One of the more reliable means to prevent screws from loosening is to use "Double nut" method. There are some fundamental points that must be understood regarding this method. [Fig.1] and [Fig.2] are the fundamental rules with double nutting. If these rules are not observed, seemingly reliable implementation will not yield effective results.

Fundamentals of loosening prevention double nut method

1. Effective when the screws may come loose due to rotational force caused by vibrations
2. Not effective for loosening caused by material elongation due to material properties.
3. Proper procedure is required for double nut tightning. (See [Fig.1])
4. The strength of double nut method depends on the strength of the nuts used (principle). Thickness of the two nuts used must be carefully considered.

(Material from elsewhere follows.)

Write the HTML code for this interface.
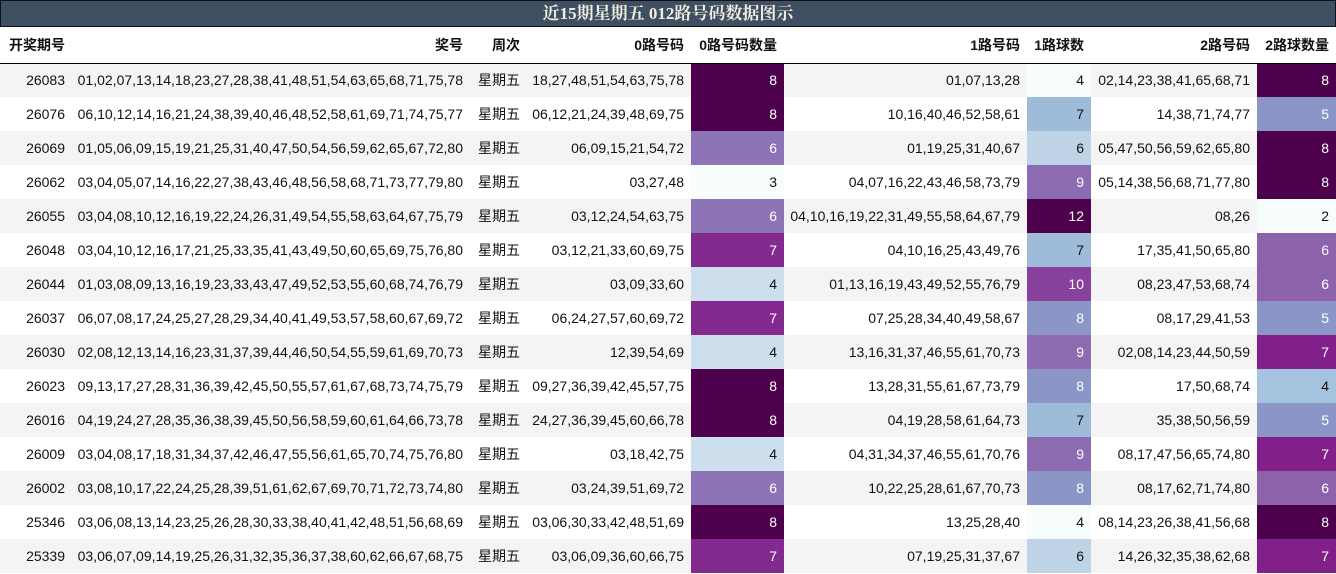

"Screws" are the most widely used and imperative components for machine system manufacturing. They are classified by shapes, sizes and strength (class) according to the standards of JIS, ISO and etc. However, in many LCA design scenarios, the selection of the screws is relied upon the engineers' guessing based on experiences, as well as what's available on the shelf for assembly work sites. The tech. seminar will explain the tips and pointers as well as principles of "Screws".

(1) Design troubles in LCA designs

The LCA automation systems and fixtures are mostly fastened by the use of screws (incl. nuts and bolts). Therefore, designing with screws affect the following items.

Therefore, screw designing cannot be overlooked for the LCA designs that are lean and functional.

(2) Screw troubles during designing and post implementation

Screw troubles during designing and after the implementation can be classified as two of the following.

(a) Troubles arising LCA assembly and fastening ---- When there are LCA design errors

-Example

1. Correct bolts to fit the counterbore holes and thread depths are not in stock
2. Screw position is not aligned with mating threads.
3. Damaged threads during assembly.
4. Part is deformed from tightening force.

(b) Troubles arising when time has past after fastening ---- Errors in strength evaluation during designing.

-Example

1. Screws coming loose causing the parts to be misaligned causing equipment damages.
2. Destruction of bolts
   Both a) and b) are caused by the designer's ineptitude during designing.